Zxavian Harris

Profile
- Position: Defensive tackle

Personal information
- Born: October 22, 2003 (age 22)
- Listed height: 6 ft 8 in (2.03 m)
- Listed weight: 330 lb (150 kg)

Career information
- High school: Germantown (Gluckstadt, Mississippi)
- College: Ole Miss (2022–2025);
- NFL draft: 2026: undrafted

Career history
- New Orleans Saints (2026)*;
- * Offseason or practice squad member only
- Stats at Pro Football Reference

= Zxavian Harris =

American football player (born 2003)

Zxavian Emmanuel Harris (born October 22, 2003) is an American professional football defensive tackle. He played college football for the Ole Miss Rebels.

==Early life==
Zxavien Emmanuel Harris was born in Canton, Mississippi, and attended Germantown High School in nearby Gluckstadt, Mississippi. As a sophomore he recorded 62 tackles, 8.5 sacks and 17 quarterback hurries.

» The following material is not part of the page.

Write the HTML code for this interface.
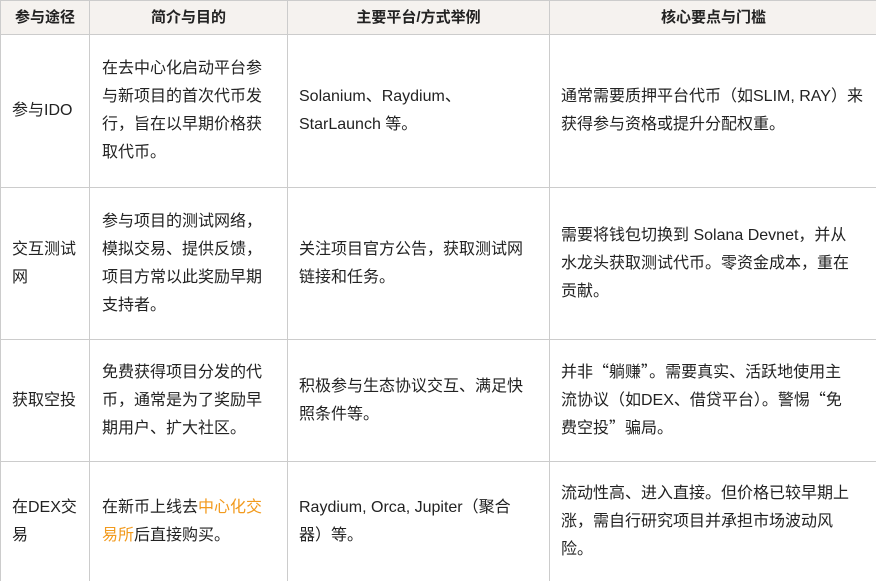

Coming out of high school, Harris was rated as a four-star recruit and committed to play college football for the Ole Miss Rebels over schools such as Mississippi State, Alabama, Georgia, LSU and Tennessee.

==College career==
As a freshman in 2022, Harris appeared in all 13 games, notching three tackles. In week ten of the 2023 season, he blocked the game-tying field goal in a 38-35 win versus Texas A&M. During the 2023 season, Harris played in all 13 games where he recorded 30 tackles with three and a half being for a loss, and a blocked field goal. In 2024, he totaled 32 tackles with four and a half going for a loss, a sack and a half, and a forced fumble.

==Professional career==

Harris was the best available player not drafted in 2026 according to ESPN (ranked as the 63rd-best player and fifth-best defensive tackle). On May 1, 2026, the New Orleans Saints signed Harris as an undrafted free agent. He was waived by the Saints on August 8.

Pre-draft measurables
| Height | Weight | Arm length | Hand span | Wingspan |
| 6 ft 7+3⁄4 in (2.03 m) | 330 lb (150 kg) | 34+5⁄8 in (0.88 m) | 10 in (0.25 m) | 6 ft 11+3⁄4 in (2.13 m) |
All values from NFL Combine

==Personal life==
On July 16, 2023, Harris was arrested on multiple charges including a DUI, reckless driving, being a minor in possession, not using headlights and running a stop sign. He was arrested again on August 14, 2024, on charges of domestic violence and obstructing arrest.